China's curbs on housing speculation are changing its real estate market
By Zhang Shixuan

The real estate market is having its ups and downs these days, but last week's Central Economic Work Conference reiterated the government policy that "housing is for living in, not for speculation." 

Chinese residents now looking for new housing are increasingly those with real needs – like getting married or welcoming a new family member. Yan Jingying became one of them in July, when her second son turned 3, and it was time to get both boys their own room. 

It has been five years since China began keeping an eye on speculation in the real estate market. Major cities in China like Beijing, Shanghai, Guangzhou and Shenzhen have rolled out a series of new measures to regulate and control the property market multiple times this year, and that has already had an effect. In September, the number of Chinese cities with falling home prices hit the highest in six years.

Yang Yulei, chief analyst at the Shanghai Lianjia Research Institute, said the whole real estate market was sort of hot in 2020, but since the launch of control measures at the beginning of the year, the market has been cooling down, with the sales becoming stable.

"Since China first stated that 'houses are for living, not for speculation,' home buyers' motivations have changed. They figured out that housing prices may not continue to rise in the future, so they are no longer looking at home buying as an investment. Instead, they're buying them to actually live in. One result is that new apartment designs are now emphasizing more functional rooms," said Yang.

Data from the Beike Research Institute shows that the average age of China's home buyers this year is between 36 and 38 in Beijing, Shanghai, Guangzhou and Shenzhen. That's two or three years later than the average age of buyers in 2018. And many tenants have now rented for more than 10 years. The market changes mean the whole real estate sector is undergoing a reshuffle. 

Shao Yu, chief economist at Orient Securities, said that the previous high-turnover and high-debt model won't keep a company alive anymore. 

"Real estate firms need to adjust their business models, and focus on more stable operations. The industry may not generate that much profit in the future, so they should control their leverage, and plan more carefully. Well financed central and state-owned companies are now entering the housing market to provide more affordable houses for young residents," he said.

The trend lines during the past five years clearly illustrate China's commitment to tamping down speculation in the housing market. For the first time, the conference, held in Beijing from December 8 to 10, introduced the concept of anticipation guidance, indicating that new actions to control the market are on the way. 

Shao also said that China's urbanization will provide a bonus for another 10 or 15 years. "This is a long-term policy to maintain the stability of the real estate market, from demand, to sales, land supply and pricing. Housing prices will not continue their rapid growth in the future, but on the other hand, housing still accounts for a large proportion of people's assets, so there could be risks if the prices fall a lot. So there should be adjustments to the range of price changes, which should be in accordance with people's average salary changes in their area. And as the investment value of the housing market weakens, people will allocate more resources to emerging industries. That will support sustainable economic growth, with upgrading industrial structures."

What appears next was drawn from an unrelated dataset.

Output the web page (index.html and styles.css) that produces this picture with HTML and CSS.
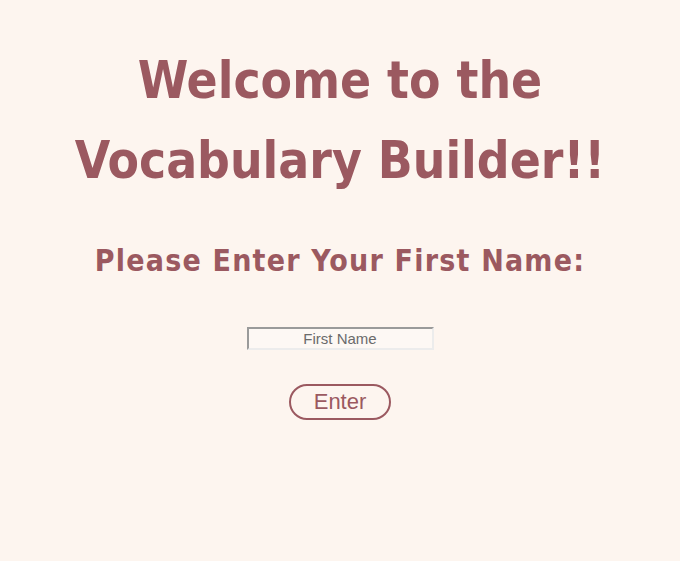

The Central Economic Work Conference emphasized the need to implement housing policies differently in different geographic areas to ensure the healthy development of local markets nationwide. Shao said that in key urban areas, where young people can face substantial housing pressure, the supply of long-term rental housing should be improved. Plans for that are fueling what a bluebook released by Ziru Research calls a golden decade for China's rental housing market, which it says will be worth nearly 10 trillion yuan (about $1.57 trillion) by 2030.

Liu Zhiqin, a senior research fellow at the Chongyang Institute for Financial Studies at Renmin University, said the property market in China maintained a very low profile in the past months due to the tightening loan policy. The real estate market has stagnated because of the gap between the supply chain and the demand chain. 

"This had a negative impact on domestic circulation, and thus made consumption much weaker than expected. The central government has issued the new policy intentionally and purposely to ease home loans to beneficiaries," he said.

Liu also said there is no reason to worry about recent ups and downs in home prices in major cities. China will adopt "traffic lighting" to monitor and supervise the flow of capital into and out of property market. "Since the inflation rate in China is still within a reasonable range, we don't see any reason to fear a hike in home prices despite the inflation rate remaining high in international markets. It will take some time for the domestic market to digest the effectiveness of the new policy on the housing industry."